Except that why, in our household, is still exclusively "pourquoi."
I may change my mind in six months, but right now I'm thrilled to have reached the whys. Bring on the endless interrogations, the chains of questioned cause and effect that will lead me to drag what little I remember of history and physics from the depths of my brain! Bring on the "Mommy, I've been wondering..."! I've been looking forward to this for three years.
This morning, for the benefit of my husband (translated into English, for 90% of le Petit's remarks are still in French):
"Why are there thunderstorms?"
My husband: "Because a mass of warm air meets of a mass of cold air."
Le Petit: "And why does a mass of warm air meet a mass of cold air?"
And for me, this evening:
"Why is the frog fountain [at Versailles, one of his current obsessions] turned off?"

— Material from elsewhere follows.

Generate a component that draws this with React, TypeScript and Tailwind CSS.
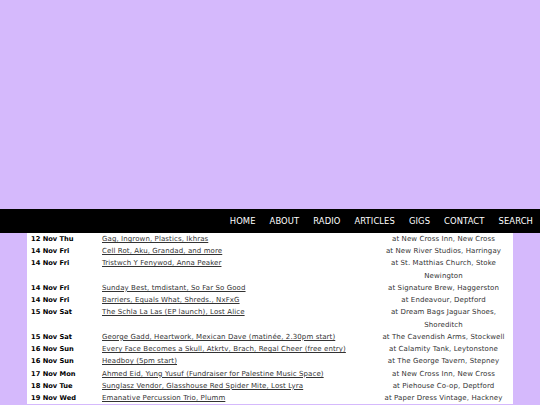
import React from "react";

type Gig = { date: string; event: string; venue: string };

const gigs: Gig[] = [
  { date: "12 Nov Thu", event: "Gag, Ingrown, Plastics, Ikhras", venue: "at New Cross Inn, New Cross" },
  { date: "14 Nov Fri", event: "Cell Rot, Aku, Grandad, and more", venue: "at New River Studios, Harringay" },
  { date: "14 Nov Fri", event: "Tristwch Y Fenywod, Anna Peaker", venue: "at St. Matthias Church, Stoke Newington" },
  { date: "14 Nov Fri", event: "Sunday Best, tmdistant, So Far So Good", venue: "at Signature Brew, Haggerston" },
  { date: "14 Nov Fri", event: "Barriers, Equals What, Shreds., NxFxG", venue: "at Endeavour, Deptford" },
  { date: "15 Nov Sat", event: "The Schla La Las (EP launch), Lost Alice", venue: "at Dream Bags Jaguar Shoes, Shoreditch" },
  { date: "15 Nov Sat", event: "George Gadd, Heartwork, Mexican Dave (matinée, 2.30pm start)", venue: "at The Cavendish Arms, Stockwell" },
  { date: "16 Nov Sun", event: "Every Face Becomes a Skull, Atkrtv, Brach, Regal Cheer (free entry)", venue: "at Calamity Tank, Leytonstone" },
  { date: "16 Nov Sun", event: "Headboy (5pm start)", venue: "at The George Tavern, Stepney" },
  { date: "17 Nov Mon", event: "Ahmed Eid, Yung Yusuf (Fundraiser for Palestine Music Space)", venue: "at New Cross Inn, New Cross" },
  { date: "18 Nov Tue", event: "Sunglasz Vendor, Glasshouse Red Spider Mite, Lost Lyra", venue: "at Piehouse Co-op, Deptford" },
  { date: "19 Nov Wed", event: "Emanative Percussion Trio, Plumm", venue: "at Paper Dress Vintage, Hackney" },
];

const nav = ["HOME", "ABOUT", "RADIO", "ARTICLES", "GIGS", "CONTACT", "SEARCH"];

export default function App() {
  return (
    <div className="w-[540px] h-[405px] overflow-hidden bg-[#d5b9fc] flex flex-col" style={{ fontFamily: '"DejaVu Sans", Verdana, sans-serif' }}>
      <div className="h-[209px] shrink-0" />
      <nav className="h-[24px] shrink-0 bg-black flex items-center justify-end pr-[7px] gap-[14px]">
        {nav.map((n) => (
          <a key={n} className="text-white text-[8.4px] leading-none tracking-[0.1px]">
            {n}
          </a>
        ))}
      </nav>
      <div className="mx-[27px] w-[486px] bg-white pl-[4px] pr-[5px]">
        <div className="grid grid-cols-[71px_277px_129px] text-[7px] tracking-[0.1px] leading-[12.23px] text-[#333]">
          {gigs.map((g, i) => (
            <React.Fragment key={i}>
              <div className="font-bold text-black text-[6.7px] tracking-normal">{g.date}</div>
              <div>
                <a className="underline text-[#333]">{g.event}</a>
              </div>
              <div className="text-center">{g.venue}</div>
            </React.Fragment>
          ))}
        </div>
      </div>
    </div>
  );
}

Me [forgetting that the frog fountain still works, as in Louis XIV's time, without electricity]: "Because the frog fountain takes electricity and water, and we turn it off at night to save both."
Le Petit [remembering that electricity is generated by wind turbines, another one of his current obsessions, and gesturing to an imaginary mountain]: "Why are there wind turbines up there, la haut?"
Me: "We build wind turbines to make energy for lights, and music on the radio, and fountains, and other things."
It went on, the conversation circled around wind turbines and fountains and monuments, then settled into a bedtime story, and finished in a monologue that we listened to over the baby monitor as le Petit drifted off into sleep.
I know every age has its challenges, but I have a feeling that I'm going to dig three years old.